# torchestra
[![CI status](https://github.com/jussi-kalliokoski/torchestra/workflows/CI/badge.svg)](https://github.com/jussi-kalliokoski/torchestra/actions)
[![uv](https://img.shields.io/endpoint?url=https://raw.githubusercontent.com/astral-sh/uv/main/assets/badge/v0.json)](https://github.com/astral-sh/uv)
[![linting - Ruff](https://img.shields.io/endpoint?url=https://raw.githubusercontent.com/astral-sh/ruff/main/assets/badge/v2.json)](https://github.com/astral-sh/ruff)
[![types - Mypy](https://img.shields.io/badge/types-Mypy-blue.svg)](https://github.com/python/mypy)

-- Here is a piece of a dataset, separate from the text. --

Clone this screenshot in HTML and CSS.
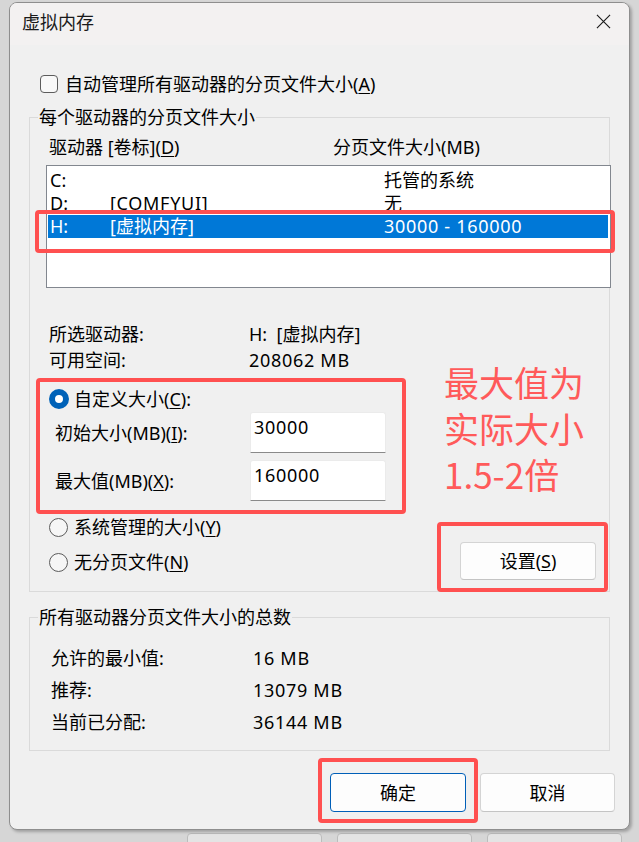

[![License - MIT](https://img.shields.io/badge/license-MIT-9400d3.svg)](https://spdx.org/licenses/)
A collection of feature engineering utilities for easily composing preprocessing pipelines for PyTorch models.
## Introduction
PyTorch is a very powerful tool for building machine learning models by mostly "just" writing Python. What's usually left as an exercise for the reader, however, is how we get the data to be in a format that the model can easily learn from, especially when you have various types of input data that need to be preprocessed in different ways. This is where `torchestra` comes in. It aims to make feature engineering a bit more like building a model, by providing a set of utilities for easily composing preprocessing pipelines for PyTorch models that can then be inspected to for example automatically build stats calculations for normalization, dictionary lookups, etc.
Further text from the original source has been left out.